A large fraction of systems in the DM-MIMD class employ crossbars. For relatively small amounts of processors (in the order of 64) this may be a direct or 1-stage crossbar, while to connect larger numbers of nodes multi-stage crossbars are used, i.e., the connections of a crossbar at level 1 connect to a crossbar at level 2, etc., instead of directly to nodes at more remote distances in the topology. In this way it is possible to connect many thousands of nodes through only a few switching stages. In addition to the hypercube structure, other logarithmic complexity networks like Butterfly-, Ω-, or shuffle-exchange networks are often employed in such systems.

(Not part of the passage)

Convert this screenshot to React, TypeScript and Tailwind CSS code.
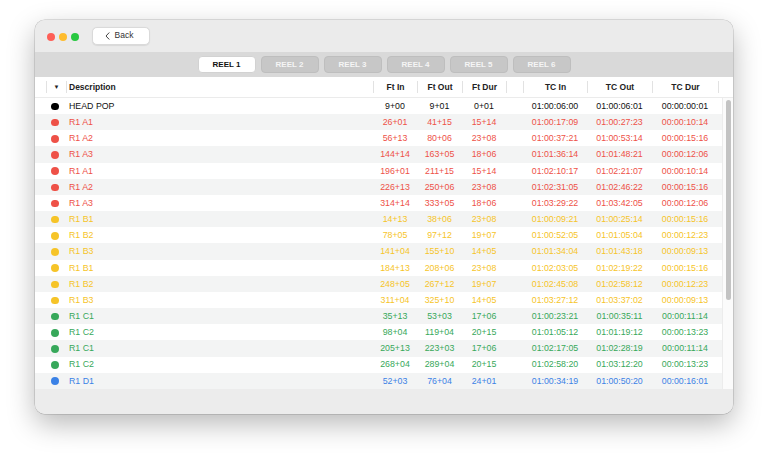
import React from "react";

type Row = [string, string, string, string, string, string, string, string];

const C: Record<string, string> = {
  k: "#000000",
  r: "#ee5147",
  y: "#f6c428",
  g: "#37a85a",
  b: "#3b82e6",
};

const rows: Row[] = [
  ["k", "HEAD POP", "9+00", "9+01", "0+01", "01:00:06:00", "01:00:06:01", "00:00:00:01"],
  ["r", "R1 A1", "26+01", "41+15", "15+14", "01:00:17:09", "01:00:27:23", "00:00:10:14"],
  ["r", "R1 A2", "56+13", "80+06", "23+08", "01:00:37:21", "01:00:53:14", "00:00:15:16"],
  ["r", "R1 A3", "144+14", "163+05", "18+06", "01:01:36:14", "01:01:48:21", "00:00:12:06"],
  ["r", "R1 A1", "196+01", "211+15", "15+14", "01:02:10:17", "01:02:21:07", "00:00:10:14"],
  ["r", "R1 A2", "226+13", "250+06", "23+08", "01:02:31:05", "01:02:46:22", "00:00:15:16"],
  ["r", "R1 A3", "314+14", "333+05", "18+06", "01:03:29:22", "01:03:42:05", "00:00:12:06"],
  ["y", "R1 B1", "14+13", "38+06", "23+08", "01:00:09:21", "01:00:25:14", "00:00:15:16"],
  ["y", "R1 B2", "78+05", "97+12", "19+07", "01:00:52:05", "01:01:05:04", "00:00:12:23"],
  ["y", "R1 B3", "141+04", "155+10", "14+05", "01:01:34:04", "01:01:43:18", "00:00:09:13"],
  ["y", "R1 B1", "184+13", "208+06", "23+08", "01:02:03:05", "01:02:19:22", "00:00:15:16"],
  ["y", "R1 B2", "248+05", "267+12", "19+07", "01:02:45:08", "01:02:58:12", "00:00:12:23"],
  ["y", "R1 B3", "311+04", "325+10", "14+05", "01:03:27:12", "01:03:37:02", "00:00:09:13"],
  ["g", "R1 C1", "35+13", "53+03", "17+06", "01:00:23:21", "01:00:35:11", "00:00:11:14"],
  ["g", "R1 C2", "98+04", "119+04", "20+15", "01:01:05:12", "01:01:19:12", "00:00:13:23"],
  ["g", "R1 C1", "205+13", "223+03", "17+06", "01:02:17:05", "01:02:28:19", "00:00:11:14"],
  ["g", "R1 C2", "268+04", "289+04", "20+15", "01:02:58:20", "01:03:12:20", "00:00:13:23"],
  ["b", "R1 D1", "52+03", "76+04", "24+01", "01:00:34:19", "01:00:50:20", "00:00:16:01"],
];

const grid =
  "grid grid-cols-[11px_20px_307px_44px_45px_44px_17px_64px_65px_66px_1fr]";

function HCell({ children, left = false }: { children?: React.ReactNode; left?: boolean }) {
  return (
    <div className="flex items-center h-[20px]">
      <div
        className={
          "flex items-center h-[12px] w-full border-l border-[#e2e2e2] " +
          (left ? "justify-start pl-[2px]" : "justify-center")
        }
      >
        {children}
      </div>
    </div>
  );
}

export default function App() {
  return (
    <div
      className="w-[768px] h-[457px] bg-white pl-[35px] pt-[20px]"
      style={{ fontFamily: '"Liberation Sans", Arial, sans-serif' }}
    >
      <div className="w-[698px] h-[394px] rounded-[10px] overflow-hidden flex flex-col bg-[#ececec] shadow-[0_0_0_0.5px_rgba(0,0,0,0.22),0_10px_28px_rgba(0,0,0,0.28)]">
        {/* title bar */}
        <div className="h-[32px] flex items-center pl-[12px] pt-[1px] bg-[#ebebeb]">
          <div className="flex gap-[4px]">
            <span className="w-[8px] h-[8px] rounded-full bg-[#fe5f57]" />
            <span className="w-[8px] h-[8px] rounded-full bg-[#febc2e]" />
            <span className="w-[8px] h-[8px] rounded-full bg-[#28c840]" />
          </div>
          <div className="ml-[13px] mt-[-2px] w-[58px] h-[18px] rounded-[5px] bg-white border border-[#dadada] shadow-[0_0.5px_1px_rgba(0,0,0,0.08)] flex items-center justify-center gap-[5px] text-[8.5px] text-[#333]">
            <svg width="5" height="8" viewBox="0 0 5 8" className="ml-[-4px]">
              <path d="M4 0.8 L1 4 L4 7.2" fill="none" stroke="#444" strokeWidth="1" strokeLinecap="round" strokeLinejoin="round" />
            </svg>
            <span className="font-medium">Back</span>
          </div>
        </div>

        {/* tab band */}
        <div className="h-[25px] bg-[#d9d9d9] flex items-center justify-center gap-[5px]">
          {["REEL 1", "REEL 2", "REEL 3", "REEL 4", "REEL 5", "REEL 6"].map((t, i) => (
            <div
              key={t}
              className={
                "h-[17px] w-[58px] rounded-[4px] flex items-center justify-center text-[8px] font-bold border " +
                (i === 0
                  ? "bg-white border-[#d2d2d2] text-[#111]"
                  : "bg-[#c7c7c7] border-[#bebebe] text-[#f5f5f5]")
              }
            >
              {t}
            </div>
          ))}
        </div>

        {/* table */}
        <div className="h-[312px] bg-white flex flex-col">
          <div className={grid + " h-[21px] border-b border-[#ebebeb] text-[8.5px] font-bold text-[#222]"}>
            <div />
            <HCell>
              <span className="text-[6px]">▼</span>
            </HCell>
            <HCell left>Description</HCell>
            <HCell>Ft In</HCell>
            <HCell>Ft Out</HCell>
            <HCell>Ft Dur</HCell>
            <HCell />
            <HCell>TC In</HCell>
            <HCell>TC Out</HCell>
            <HCell>TC Dur</HCell>
            <HCell />
          </div>
          <div className="flex flex-1">
            <div className="w-[687px] flex flex-col">
              {rows.map((r, i) => {
                const col = C[r[0]];
                return (
                  <div
                    key={i}
                    className={
                      grid +
                      " h-[16.17px] items-center text-[8.8px] pt-[1px] " +
                      (i % 2 === 1 ? "bg-[#f3f4f4]" : "bg-white")
                    }
                    style={{ color: r[0] === "k" ? "#111" : col }}
                  >
                    <div />
                    <div className="flex items-center pl-[5px]">
                      <span className="w-[7.5px] h-[7.5px] rounded-full" style={{ background: col }} />
                    </div>
                    <div className="pl-[3px]">{r[1]}</div>
                    <div className="text-center">{r[2]}</div>
                    <div className="text-center">{r[3]}</div>
                    <div className="text-center">{r[4]}</div>
                    <div />
                    <div className="text-center">{r[5]}</div>
                    <div className="text-center">{r[6]}</div>
                    <div className="text-center">{r[7]}</div>
                    <div />
                  </div>
                );
              })}
            </div>
            <div className="w-[11px] border-l border-[#ececec] bg-[#fbfbfb] flex justify-center pt-[2px]">
              <div className="w-[5px] h-[200px] rounded-full bg-[#c3c3c3]" />
            </div>
          </div>
        </div>

        {/* bottom bar */}
        <div className="h-[25px] bg-[#ececec]" />
      </div>
    </div>
  );
}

As with SM-MIMD machines, a node may in principle consist of any type of processor (scalar or vector) for computation or transaction processing together with local memory (with or without cache) and, in almost all cases, a separate communication processor with links to connect the node to its neighbours. Nowadays, the node processors are mostly off-the-shelf RISC or x86 processors sometimes enhanced by vector processors. A problem that is peculiar to these DM-MIMD systems is the mismatch of communication vs. computation speed that may occur when the node processors are upgraded, without also speeding up the intercommunication. In many cases this may result in turning computational-bound problems into communication-bound problems and one sees much research activities to find communication avoiding algorithms that try to minimise the communication even at the expense of recalculating intermediate results.